Und manch ein Traum birgt die Angst, irgendwo vergessen worden zu sein. Ein Kindheitstrauma, das den ein oder anderen auch durchaus im älteren Leben befallen kann. Von den Eltern im Kaufhaus vergessen worden zu sein, irrt man durch die Menschentrauben gesichtsloser Massen, bekannte Antlitze, die im nächsten Augenblick verschwunden sind, sobald man sich kurz umgedreht hat. In der Hoffnung, man findet die Eltern, die Bezugspersonen wieder.
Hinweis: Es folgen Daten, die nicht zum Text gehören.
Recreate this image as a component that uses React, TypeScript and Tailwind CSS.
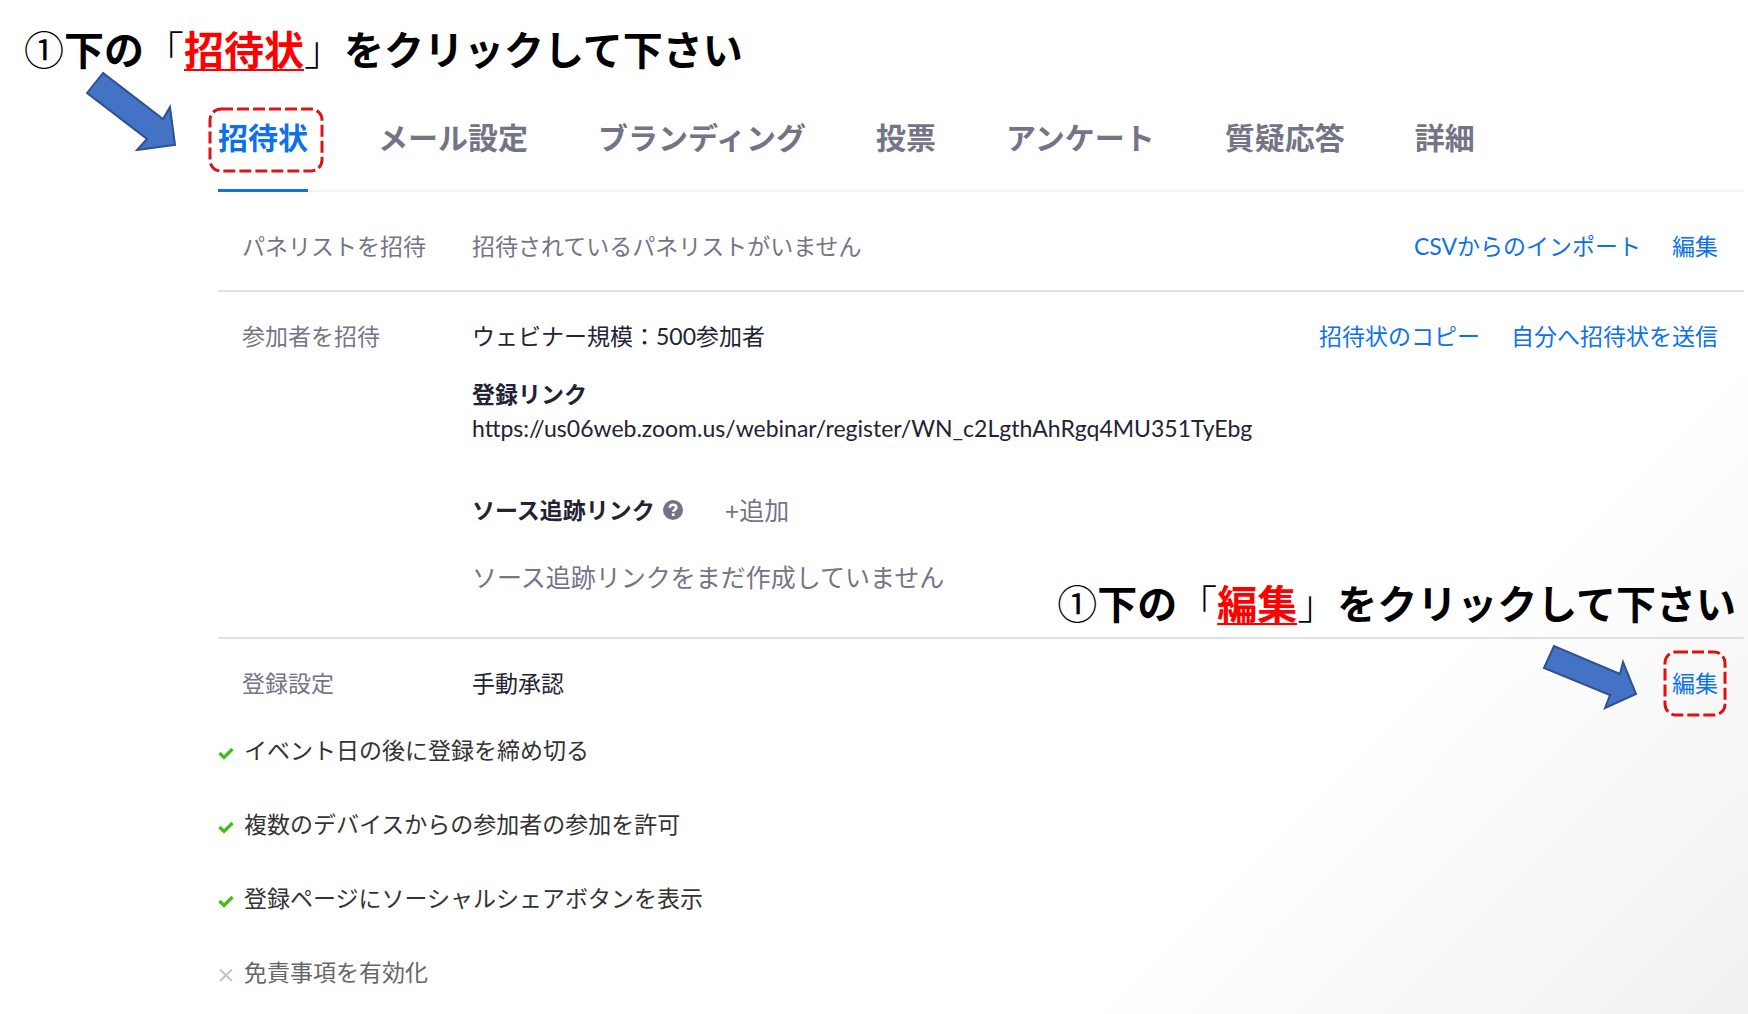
import React from "react";

const TABS = ["招待状", "メール設定", "ブランディング", "投票", "アンケート", "質疑応答", "詳細"];

const OPTIONS = [
  { label: "イベント日の後に登録を締め切る", on: true },
  { label: "複数のデバイスからの参加者の参加を許可", on: true },
  { label: "登録ページにソーシャルシェアボタンを表示", on: true },
  { label: "免責事項を有効化", on: false },
];

function Callout({ word }: { word: string }) {
  return (
    <h2 className="whitespace-nowrap font-['Noto_Sans_CJK_JP',sans-serif] text-[40px] leading-[50px] font-bold text-black">
      <span className="font-normal">①</span>下の<span className="font-light">「</span>
      <span className="text-[#ff0000] underline decoration-2 underline-offset-4">{word}</span>
      <span className="font-light">」</span>をクリックして下さい
    </h2>
  );
}

function DashedFrame({ color }: { color: string }) {
  return (
    <svg className="h-full w-full overflow-visible" fill="none" aria-hidden="true">
      <rect width="100%" height="100%" rx="11" stroke={color} strokeWidth="3" strokeDasharray="12 4" />
    </svg>
  );
}

function Row({ label, children, links }: { label: string; children: React.ReactNode; links: React.ReactNode }) {
  return (
    <div className="flex pl-6 pr-[26px]">
      <div className="w-[230px] shrink-0 text-[#747487]">{label}</div>
      <div className="grow">{children}</div>
      <div className="flex shrink-0 items-start gap-[31px] text-[#0e71eb]">{links}</div>
    </div>
  );
}

export default function App() {
  return (
    <div
      lang="ja"
      className="min-h-screen overflow-hidden bg-white bg-[linear-gradient(135deg,#ffffff_76%,#f0f0f0_100%)] pt-[23px] font-[Lato,'Noto_Sans_CJK_JP',sans-serif] text-[23px] leading-8 text-[#232333]"
    >
      <header className="relative pl-6">
        <Callout word="招待状" />
        <svg className="absolute left-[86px] top-12 h-20 w-[92px]" viewBox="86 70 92 80" aria-hidden="true">
          <path d="M103 72 87 92 147 138 137 149 175 144 170 106 163 118Z" fill="#4472c4" stroke="#2f528f" strokeWidth="2" />
        </svg>
      </header>

      <main className="ml-[218px] mr-1">
        <nav className="mt-[34px] flex gap-[70px] border-b-2 border-[#f3f3f9] text-[30px] font-bold text-[#747487]">
          {TABS.map((tab, i) => (
            <button
              key={tab}
              type="button"
              className={
                i === 0
                  ? "relative -mb-0.5 h-[85px] border-b-3 border-[#0e71eb] pb-[22px] text-[#0e71eb]"
                  : "h-[82px] pb-[22px]"
              }
            >
              {tab}
              {i === 0 && (
                <span className="absolute -left-2 -right-[14px] top-0.5 h-[62px]">
                  <DashedFrame color="#d8141c" />
                </span>
              )}
            </button>
          ))}
        </nav>

        <section className="border-b-2 border-[#e0e0e0] pb-7 pt-[38px]">
          <Row
            label="パネリストを招待"
            links={
              <>
                <a href="#import">CSVからのインポート</a>
                <a href="#edit-panelists">編集</a>
              </>
            }
          >
            <p className="text-[#747487]">招待されているパネリストがいません</p>
          </Row>
        </section>

        <section className="border-b-2 border-[#e0e0e0] pb-11 pt-7">
          <Row
            label="参加者を招待"
            links={
              <>
                <a href="#copy">招待状のコピー</a>
                <a href="#send">自分へ招待状を送信</a>
              </>
            }
          >
            <p>ウェビナー規模：500参加者</p>
            <h3 className="mt-[26px] font-bold">登録リンク</h3>
            <p className="mt-0.5">https://us06web.zoom.us/webinar/register/WN_c2LgthAhRgq4MU351TyEbg</p>
            <div className="mt-[50px] flex items-center">
              <h3 className="font-bold">ソース追跡リンク</h3>
              <svg className="ml-2 size-5" viewBox="0 0 20 20" role="img" aria-label="ヘルプ">
                <circle cx="10" cy="10" r="10" fill="#747487" />
                <path d="M6.8 7.8C6.8 5.8 8.2 4.8 10 4.8s3.3 1.1 3.3 2.8c0 2.2-3 2.1-3 4.2" fill="none" stroke="#fff" strokeWidth="2.6" />
                <rect x="8.9" y="13.4" width="2.7" height="2.6" fill="#fff" />
              </svg>
              <button type="button" className="ml-[42px] text-[25px] leading-8 text-[#747487]">
                +追加
              </button>
            </div>
            <p className="mt-[35px] text-[25px] leading-8 text-[#747487]">ソース追跡リンクをまだ作成していません</p>
          </Row>
        </section>

        <section className="relative pt-7">
          <div className="absolute -top-[62px] right-2">
            <Callout word="編集" />
          </div>
          <svg className="absolute right-[106px] top-[5px] h-[66px] w-[96px]" viewBox="1542 643 96 66" aria-hidden="true">
            <path d="M1554 645 1544 667 1610 694 1605 707 1636 693 1623 661 1620 673Z" fill="#4472c4" stroke="#2f528f" strokeWidth="2" />
          </svg>
          <Row
            label="登録設定"
            links={
              <a href="#edit-registration" className="relative">
                編集
                <span className="absolute -inset-x-[7px] -bottom-4 -top-[15px]">
                  <DashedFrame color="#e01010" />
                </span>
              </a>
            }
          >
            <p>手動承認</p>
          </Row>
          <ul className="mt-[35px] flex flex-col gap-[42px] text-[#333333]">
            {OPTIONS.map((o) => (
              <li key={o.label} className={o.on ? "flex items-center gap-[10px]" : "flex items-center gap-[10px] text-[#666666]"}>
                <svg className="mt-1.5 size-4" viewBox="0 0 16 16" fill="none" aria-hidden="true">
                  {o.on ? (
                    <path d="M1.5 8 6 12.5 14.5 4" stroke="#3fbf14" strokeWidth="3.2" />
                  ) : (
                    <path d="M2 2.5 14 14M14 2.5 2 14" stroke="#c4c4c4" strokeWidth="2" />
                  )}
                </svg>
                {o.label}
              </li>
            ))}
          </ul>
        </section>
      </main>
    </div>
  );
}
Und was, wenn diese Bezugspersonen sich nicht nicht mehr erinnern: an ihre Töchter, Söhne, Anverwandte und Bekannte? Das Wichtige ist doch, dass diese nicht vergessen. Dass sie wissen, dass es ihre Mutter, ihr Vater, ihre Anverwandten und immer noch Bekannten sind. Sie tragen die Erinnerung für die Nachwelt weiter, sind Dokumentation, Poesiealbum, Rezeptbuch und Lexikon in einem.

Es wird immer ein Aufgabe der Menschen sein, Erinnerung weiterzutragen. Die Erinnerung zu übernehmen für diejenigen, die sich nicht mehr gut erinnern können, und auch für diejenigen, die sich nicht mehr gut erinnern wollen. Oder es auch keine Zeitzeugen mehr gibt, die aus ihrer Erinnerung erzählen könnten.

Und natürlich schwingt dabei die mittlerweile nicht mehr so ganz junge Vergangenheit mit. Eine Erinnerung, die auch in einem Fall wie Halle die Vergangenheit nachhallen lässt. Eine Aufgabe, der sich auch die Jülicher Gesellschaft gegen das Vergessen und für die Toleranz verschrieben hat. Die Frage ist jedoch, wie sinnvoll es ist, denjenigen gegenüber tolerant zu sein, die bewusst und partout mit voller Absicht vergessen wollen und sogar die Erinnerung anderer an bestimmte Ereignisse zu leugnen. Das ganz bewusste Vergessen.

Diesem bewussten Vergessen treten die Jülicher Aktionen im November entgegen, die an die Reichspogromnacht und die Judenverfolgung genau so wie an den Krieg und die Zerstörung Jülichs sowie den damit verbundenen Folgen erinnern und damit den Blick auf den Tod unzähliger Menschen richten, deren Namen und Gesichter noch im Bewusstsein unserer Eltern und Großeltern wach waren. Deshalb dürfen diese Jülicher Aktionen keine lästige Pflichterfüllung, sondern müssen Überzeugungstaten sein. Auch wenn die Frage nicht zu klären ist, was überhaupt Menschlichkeit ist. Stärke gibt es nur in Gemeinschaft, und Gemeinschaft bedeutet auch immer den Schutz der Schwächeren durch die Stärkeren.

Denn auch die schwachen Glieder der Gesellschaft sind zarte Pflänzchen, blass, verletzlich und leicht zu übersehen. Niemand darf vergessen werden.